| STATED TASK |
Search the records for the word "this" and pick out every line that has it.

%%

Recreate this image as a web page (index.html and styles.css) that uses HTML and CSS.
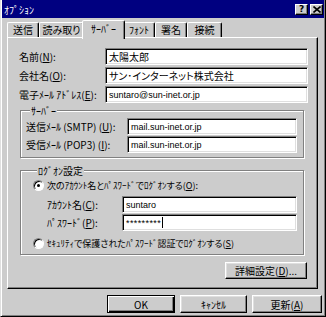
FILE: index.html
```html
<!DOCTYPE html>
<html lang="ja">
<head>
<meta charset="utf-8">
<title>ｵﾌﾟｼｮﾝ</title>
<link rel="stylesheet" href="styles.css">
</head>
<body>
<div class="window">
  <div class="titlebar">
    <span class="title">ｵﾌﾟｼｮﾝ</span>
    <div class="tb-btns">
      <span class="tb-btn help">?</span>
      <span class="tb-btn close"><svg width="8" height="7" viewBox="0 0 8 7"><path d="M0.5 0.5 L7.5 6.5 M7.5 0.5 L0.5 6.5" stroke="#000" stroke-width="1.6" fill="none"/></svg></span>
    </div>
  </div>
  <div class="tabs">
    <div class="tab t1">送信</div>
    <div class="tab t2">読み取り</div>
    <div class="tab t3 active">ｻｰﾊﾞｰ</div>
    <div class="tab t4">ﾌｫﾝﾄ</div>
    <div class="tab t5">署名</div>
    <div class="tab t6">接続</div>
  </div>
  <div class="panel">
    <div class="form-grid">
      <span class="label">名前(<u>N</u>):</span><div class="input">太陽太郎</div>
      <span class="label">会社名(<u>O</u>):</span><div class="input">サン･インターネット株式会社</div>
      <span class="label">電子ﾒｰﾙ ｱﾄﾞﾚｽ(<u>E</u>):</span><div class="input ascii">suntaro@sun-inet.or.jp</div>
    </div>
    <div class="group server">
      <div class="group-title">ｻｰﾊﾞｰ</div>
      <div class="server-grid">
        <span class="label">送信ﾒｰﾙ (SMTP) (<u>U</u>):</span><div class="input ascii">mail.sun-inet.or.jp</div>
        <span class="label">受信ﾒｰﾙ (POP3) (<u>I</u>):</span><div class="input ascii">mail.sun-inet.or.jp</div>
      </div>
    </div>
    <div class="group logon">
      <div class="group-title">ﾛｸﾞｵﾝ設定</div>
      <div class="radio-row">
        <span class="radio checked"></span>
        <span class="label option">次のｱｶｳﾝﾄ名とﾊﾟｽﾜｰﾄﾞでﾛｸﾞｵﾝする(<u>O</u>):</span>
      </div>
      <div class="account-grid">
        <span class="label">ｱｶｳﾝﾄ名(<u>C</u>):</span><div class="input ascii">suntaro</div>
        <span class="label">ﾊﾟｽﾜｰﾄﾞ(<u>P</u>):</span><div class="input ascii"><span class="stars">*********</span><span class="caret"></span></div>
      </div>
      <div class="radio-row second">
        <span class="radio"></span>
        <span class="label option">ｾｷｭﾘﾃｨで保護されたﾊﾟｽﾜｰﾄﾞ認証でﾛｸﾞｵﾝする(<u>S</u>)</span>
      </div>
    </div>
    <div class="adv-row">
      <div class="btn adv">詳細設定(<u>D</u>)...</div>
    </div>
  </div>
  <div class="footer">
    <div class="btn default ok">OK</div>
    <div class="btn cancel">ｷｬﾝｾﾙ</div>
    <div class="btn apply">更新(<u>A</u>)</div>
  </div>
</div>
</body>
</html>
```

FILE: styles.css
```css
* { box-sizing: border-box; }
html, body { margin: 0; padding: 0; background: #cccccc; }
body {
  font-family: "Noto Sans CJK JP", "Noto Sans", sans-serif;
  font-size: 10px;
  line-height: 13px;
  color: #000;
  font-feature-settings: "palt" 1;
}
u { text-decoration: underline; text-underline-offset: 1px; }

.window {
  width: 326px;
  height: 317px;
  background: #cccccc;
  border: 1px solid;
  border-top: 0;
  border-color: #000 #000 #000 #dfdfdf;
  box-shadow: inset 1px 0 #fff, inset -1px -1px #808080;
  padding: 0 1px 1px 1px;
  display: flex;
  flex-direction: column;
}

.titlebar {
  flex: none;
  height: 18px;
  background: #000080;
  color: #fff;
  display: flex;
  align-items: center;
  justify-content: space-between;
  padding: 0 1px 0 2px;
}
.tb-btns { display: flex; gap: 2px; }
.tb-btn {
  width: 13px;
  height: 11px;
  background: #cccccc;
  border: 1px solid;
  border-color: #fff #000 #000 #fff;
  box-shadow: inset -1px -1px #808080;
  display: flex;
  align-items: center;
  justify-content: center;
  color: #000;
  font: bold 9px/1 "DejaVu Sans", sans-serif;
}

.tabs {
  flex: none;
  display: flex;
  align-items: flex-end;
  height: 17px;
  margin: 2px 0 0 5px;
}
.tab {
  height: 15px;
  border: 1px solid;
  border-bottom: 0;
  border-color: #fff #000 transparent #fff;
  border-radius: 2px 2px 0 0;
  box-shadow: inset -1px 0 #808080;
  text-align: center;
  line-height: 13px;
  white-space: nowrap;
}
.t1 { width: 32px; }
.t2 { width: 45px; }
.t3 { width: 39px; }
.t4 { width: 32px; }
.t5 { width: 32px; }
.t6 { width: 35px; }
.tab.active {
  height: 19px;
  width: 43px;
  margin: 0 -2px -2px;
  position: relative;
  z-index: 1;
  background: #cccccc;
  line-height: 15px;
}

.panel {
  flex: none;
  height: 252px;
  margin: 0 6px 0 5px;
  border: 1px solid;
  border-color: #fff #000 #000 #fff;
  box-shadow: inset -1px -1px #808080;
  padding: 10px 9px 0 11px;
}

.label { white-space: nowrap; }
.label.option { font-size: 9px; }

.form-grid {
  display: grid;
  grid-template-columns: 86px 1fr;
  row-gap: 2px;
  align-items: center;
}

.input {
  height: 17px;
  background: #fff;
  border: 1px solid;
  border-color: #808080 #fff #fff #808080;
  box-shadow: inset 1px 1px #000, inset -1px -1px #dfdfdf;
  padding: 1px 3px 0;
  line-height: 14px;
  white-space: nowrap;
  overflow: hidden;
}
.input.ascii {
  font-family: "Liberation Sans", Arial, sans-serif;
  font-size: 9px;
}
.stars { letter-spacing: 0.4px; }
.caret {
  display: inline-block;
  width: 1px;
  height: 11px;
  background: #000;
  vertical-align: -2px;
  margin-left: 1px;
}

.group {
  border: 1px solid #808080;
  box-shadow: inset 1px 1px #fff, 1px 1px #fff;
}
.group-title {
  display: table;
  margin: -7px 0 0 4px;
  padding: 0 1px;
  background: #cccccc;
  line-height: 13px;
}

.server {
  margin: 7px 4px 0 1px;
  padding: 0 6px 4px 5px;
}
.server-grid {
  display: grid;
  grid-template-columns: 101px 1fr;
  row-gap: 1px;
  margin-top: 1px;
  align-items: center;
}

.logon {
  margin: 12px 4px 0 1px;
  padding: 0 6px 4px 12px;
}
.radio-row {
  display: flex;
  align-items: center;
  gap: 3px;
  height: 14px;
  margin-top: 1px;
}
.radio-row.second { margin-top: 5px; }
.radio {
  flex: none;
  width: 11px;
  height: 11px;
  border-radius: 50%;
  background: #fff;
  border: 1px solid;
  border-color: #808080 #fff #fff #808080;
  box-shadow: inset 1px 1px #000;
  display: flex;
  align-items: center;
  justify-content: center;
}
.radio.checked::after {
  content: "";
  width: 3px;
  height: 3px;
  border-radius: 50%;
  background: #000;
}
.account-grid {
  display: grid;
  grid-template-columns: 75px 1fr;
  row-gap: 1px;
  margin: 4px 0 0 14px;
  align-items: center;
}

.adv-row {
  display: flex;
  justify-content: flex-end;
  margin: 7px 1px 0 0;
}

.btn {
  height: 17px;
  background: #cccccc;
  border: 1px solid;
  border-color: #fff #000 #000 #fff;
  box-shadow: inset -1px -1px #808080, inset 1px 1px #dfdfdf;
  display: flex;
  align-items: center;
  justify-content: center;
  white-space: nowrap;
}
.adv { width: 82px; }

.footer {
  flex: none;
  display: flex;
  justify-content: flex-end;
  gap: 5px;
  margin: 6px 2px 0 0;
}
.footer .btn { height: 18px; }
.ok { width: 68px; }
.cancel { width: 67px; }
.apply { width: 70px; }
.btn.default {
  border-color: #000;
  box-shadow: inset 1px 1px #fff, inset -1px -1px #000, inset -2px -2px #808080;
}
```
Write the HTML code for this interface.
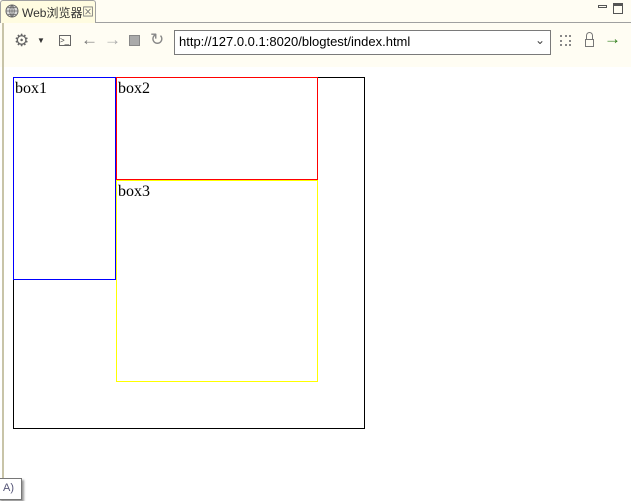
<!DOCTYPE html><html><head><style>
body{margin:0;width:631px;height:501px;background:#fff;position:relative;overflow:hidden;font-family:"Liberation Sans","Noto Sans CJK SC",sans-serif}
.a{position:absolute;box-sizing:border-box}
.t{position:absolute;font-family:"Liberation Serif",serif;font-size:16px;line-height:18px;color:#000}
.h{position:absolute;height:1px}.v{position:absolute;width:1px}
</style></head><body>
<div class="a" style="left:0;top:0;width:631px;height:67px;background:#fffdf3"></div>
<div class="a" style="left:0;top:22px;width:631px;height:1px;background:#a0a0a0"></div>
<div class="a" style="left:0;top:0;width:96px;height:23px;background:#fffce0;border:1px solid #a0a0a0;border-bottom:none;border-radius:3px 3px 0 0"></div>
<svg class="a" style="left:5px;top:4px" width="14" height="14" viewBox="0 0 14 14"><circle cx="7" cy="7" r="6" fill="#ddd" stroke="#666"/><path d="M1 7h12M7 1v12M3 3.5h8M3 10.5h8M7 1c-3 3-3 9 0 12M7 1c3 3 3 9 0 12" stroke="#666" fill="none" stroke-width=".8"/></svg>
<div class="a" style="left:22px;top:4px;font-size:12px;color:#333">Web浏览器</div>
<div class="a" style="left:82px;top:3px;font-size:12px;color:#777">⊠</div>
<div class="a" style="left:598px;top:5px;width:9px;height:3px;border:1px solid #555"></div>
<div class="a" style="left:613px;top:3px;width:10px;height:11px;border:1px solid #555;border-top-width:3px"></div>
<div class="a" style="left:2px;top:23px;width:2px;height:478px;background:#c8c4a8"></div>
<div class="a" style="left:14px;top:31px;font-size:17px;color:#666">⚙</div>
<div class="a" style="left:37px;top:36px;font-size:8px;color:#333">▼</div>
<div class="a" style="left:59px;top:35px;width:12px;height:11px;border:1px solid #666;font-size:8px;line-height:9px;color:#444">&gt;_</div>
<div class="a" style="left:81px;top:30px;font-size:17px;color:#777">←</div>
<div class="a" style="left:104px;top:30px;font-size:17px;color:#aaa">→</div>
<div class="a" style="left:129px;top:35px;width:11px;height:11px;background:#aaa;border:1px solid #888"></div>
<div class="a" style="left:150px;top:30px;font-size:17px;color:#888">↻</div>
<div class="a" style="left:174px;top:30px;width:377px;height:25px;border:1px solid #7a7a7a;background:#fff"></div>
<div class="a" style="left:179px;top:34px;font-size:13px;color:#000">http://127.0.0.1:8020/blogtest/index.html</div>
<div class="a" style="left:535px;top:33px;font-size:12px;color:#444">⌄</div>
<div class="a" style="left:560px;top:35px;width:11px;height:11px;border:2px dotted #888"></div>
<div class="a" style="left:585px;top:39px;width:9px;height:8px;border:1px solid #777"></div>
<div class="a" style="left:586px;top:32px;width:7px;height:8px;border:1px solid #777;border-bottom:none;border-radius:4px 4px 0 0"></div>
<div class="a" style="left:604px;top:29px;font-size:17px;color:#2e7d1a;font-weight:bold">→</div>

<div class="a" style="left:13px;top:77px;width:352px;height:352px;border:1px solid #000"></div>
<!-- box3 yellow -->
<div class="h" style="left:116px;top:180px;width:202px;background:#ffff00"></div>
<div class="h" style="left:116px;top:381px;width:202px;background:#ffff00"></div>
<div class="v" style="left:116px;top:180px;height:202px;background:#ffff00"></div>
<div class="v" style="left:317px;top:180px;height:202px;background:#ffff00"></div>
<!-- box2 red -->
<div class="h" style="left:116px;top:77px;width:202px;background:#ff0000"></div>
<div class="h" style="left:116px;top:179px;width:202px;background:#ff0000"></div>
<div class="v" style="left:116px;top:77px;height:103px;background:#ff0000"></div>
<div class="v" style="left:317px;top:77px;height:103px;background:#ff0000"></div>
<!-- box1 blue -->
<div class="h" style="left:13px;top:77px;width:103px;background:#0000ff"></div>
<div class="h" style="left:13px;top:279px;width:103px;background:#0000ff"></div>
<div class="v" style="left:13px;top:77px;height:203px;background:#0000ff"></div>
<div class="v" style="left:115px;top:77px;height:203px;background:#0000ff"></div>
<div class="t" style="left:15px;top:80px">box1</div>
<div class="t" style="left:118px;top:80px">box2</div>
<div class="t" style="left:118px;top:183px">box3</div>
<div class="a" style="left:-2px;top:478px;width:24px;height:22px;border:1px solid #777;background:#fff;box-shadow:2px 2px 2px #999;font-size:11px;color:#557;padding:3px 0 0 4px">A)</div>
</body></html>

%%

| FINISHED TASK |
Recreate this image as a web page (index.html and styles.css) that uses HTML and CSS.
Write the HTML code for this interface.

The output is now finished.